Run exo with deepseek-r1-distill-qwen-32b got 'Currently only supports float32' error
My system is: OS: Arch Linux x86_64 Linux 6.12.9-arch1-1 CPU: Intel Core i7-9700 @ 8x 4.7GHz GPU: NVIDIA Corporation GK208B [GeForce GT 730] RAM: 31909MiB
I run the command 'exo --inference-engine mlx run deepseek-r1-distill-qwen-32b' command, and it has downloaded the mlx-community--DeepSeek-R1-Distill-Qwen-32B-4bit automatically. But I got the below error:
How can I fix this issue?
By the way I only see Llama models there, no other models, is there some config item to add other models?
I have same problem, how to resolve this question
same here
i thought mlx inference was mac silicon only? i dont think this is a mac, also the only models available to people without mac setups are the lama models.

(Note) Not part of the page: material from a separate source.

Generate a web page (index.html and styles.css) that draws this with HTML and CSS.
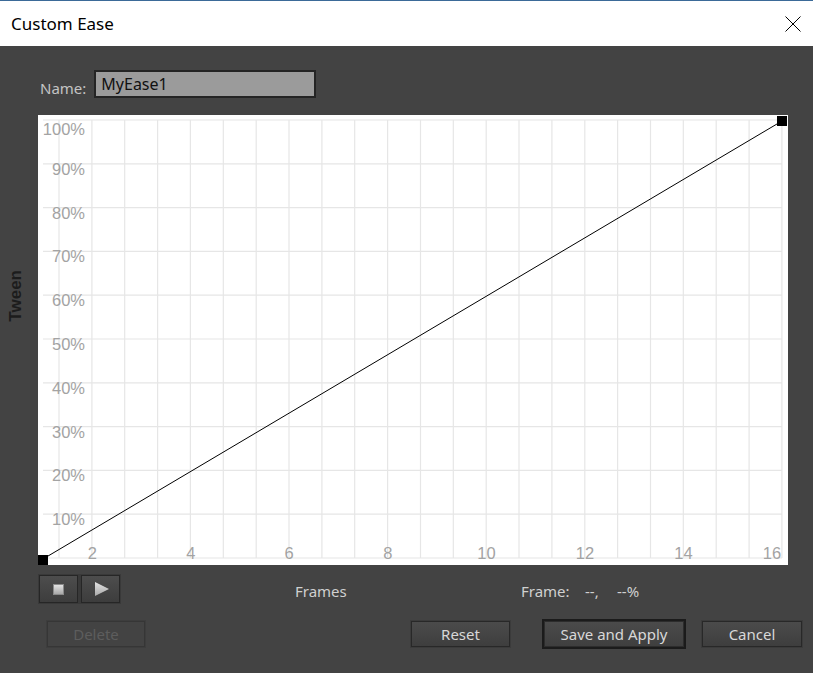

if you have a mac it shows a lot of models, non mac only shows lama.
not sure if its possible to run other models on a non mac setup.

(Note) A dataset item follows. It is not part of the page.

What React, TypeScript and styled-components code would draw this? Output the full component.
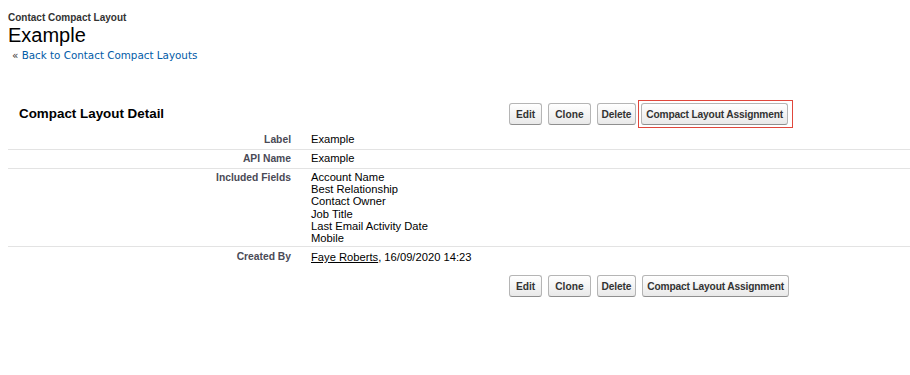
import React from "react";
import styled, { createGlobalStyle } from "styled-components";

const GlobalStyle = createGlobalStyle`
  body {
    margin: 0;
    background: #ffffff;
    font-family: "Liberation Sans", Arial, sans-serif;
    color: #000;
  }
`;

const Page = styled.div`
  width: 910px;
  height: 375px;
  padding: 12px 0 0 8px;
  box-sizing: border-box;
  overflow: hidden;
`;

const Header = styled.div`
  display: flex;
  flex-direction: column;
`;

const TypeName = styled.div`
  font-size: 10px;
  font-weight: bold;
  color: #333333;
  line-height: 12px;
`;

const PageTitle = styled.h1`
  margin: 0;
  font-size: 20px;
  font-weight: normal;
  line-height: 22px;
  color: #000;
`;

const Breadcrumb = styled.div`
  margin-top: 3px;
  padding-left: 4px;
  font-family: "DejaVu Sans", Verdana, sans-serif;
  font-size: 10.35px;
  line-height: 13px;
  color: #333;
`;

const Link = styled.a`
  color: #015ba7;
  text-decoration: none;
`;

const Block = styled.div`
  margin-top: 36px;
`;

const BlockHeader = styled.div`
  display: flex;
  align-items: center;
  height: 30px;
  margin-bottom: 3px;
`;

const BlockTitle = styled.h2`
  margin: 0;
  width: 490px;
  padding-left: 11px;
  font-size: 13.4px;
  font-weight: bold;
  color: #000;
`;

const Buttons = styled.div`
  display: flex;
  align-items: center;
  gap: 6px;
  padding-top: 2px;
`;

const Button = styled.button<{ $tight?: boolean }>`
  height: 22px;
  padding: 0 ${(p) => (p.$tight ? "4px" : "6px")};
  font-family: "Liberation Sans", Arial, sans-serif;
  font-size: 10.2px;
  font-weight: bold;
  letter-spacing: ${(p) => (p.$tight ? "-0.15px" : "0")};
  color: #333;
  background: linear-gradient(#ffffff, #e9e9e9);
  border: 1px solid #b5b5b5;
  border-bottom-color: #8f8f8f;
  border-radius: 3px;
  cursor: pointer;
`;

const Highlight = styled.span`
  display: inline-flex;
  padding: 2px 4px 2px 2px;
  margin-left: -4px;
  border: 1px solid #e0473c;
`;

const Row = styled.div<{ $last?: boolean }>`
  display: grid;
  grid-template-columns: 293px 1fr;
  min-height: 18px;
  border-bottom: 1px solid ${(p) => (p.$last ? "transparent" : "#e3e3e3")};
`;

const RowLabel = styled.div<{ $low?: boolean }>`
  padding: ${(p) => (p.$low ? "4px" : "3px")} 10px 2px 0;
  text-align: right;
  font-size: 10.3px;
  font-weight: bold;
  line-height: 12px;
  color: #4a4a56;
`;

const RowValue = styled.div<{ $low?: boolean }>`
  padding: ${(p) => (p.$low ? "4px" : "2px")} 0 2px 10px;
  font-size: 11.2px;
  line-height: 12.2px;
  color: #000;
`;

const UserLink = styled.a`
  color: #000;
  text-decoration: underline;
`;

const FooterButtons = styled.div`
  display: flex;
  gap: 6px;
  margin-top: 9px;
  padding-left: 501px;
`;

const fields = [
  "Account Name",
  "Best Relationship",
  "Contact Owner",
  "Job Title",
  "Last Email Activity Date",
  "Mobile",
];

export default function App() {
  return (
    <>
      <GlobalStyle />
      <Page>
        <Header>
          <TypeName>Contact Compact Layout</TypeName>
          <PageTitle>Example</PageTitle>
          <Breadcrumb>
            « <Link href="#">Back to Contact Compact Layouts</Link>
          </Breadcrumb>
        </Header>
        <Block>
          <BlockHeader>
            <BlockTitle>Compact Layout Detail</BlockTitle>
            <Buttons>
              <Button>Edit</Button>
              <Button>Clone</Button>
              <Button $tight>Delete</Button>
              <Highlight>
                <Button $tight>Compact Layout Assignment</Button>
              </Highlight>
            </Buttons>
          </BlockHeader>
          <Row>
            <RowLabel>Label</RowLabel>
            <RowValue>Example</RowValue>
          </Row>
          <Row>
            <RowLabel>API Name</RowLabel>
            <RowValue>Example</RowValue>
          </Row>
          <Row>
            <RowLabel>Included Fields</RowLabel>
            <RowValue>
              {fields.map((f) => (
                <div key={f}>{f}</div>
              ))}
            </RowValue>
          </Row>
          <Row $last>
            <RowLabel $low>Created By</RowLabel>
            <RowValue $low>
              <UserLink href="#">Faye Roberts</UserLink>, 16/09/2020 14:23
            </RowValue>
          </Row>
          <FooterButtons>
            <Button>Edit</Button>
            <Button>Clone</Button>
            <Button $tight>Delete</Button>
            <Button $tight>Compact Layout Assignment</Button>
          </FooterButtons>
        </Block>
      </Page>
    </>
  );
}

its also a bit of a trick, when i run mac as my host my linux machines do not download nor use the models i download using the mac, so it requires an all mac setup to run decent stuff, so while i can run multiple machines to load models, it only loads lama models unless its an all mac setup, in which case it can load many models.
i thought it would work with mac + linux, but it only works for lama models, and from my experience they are better run on a single computer.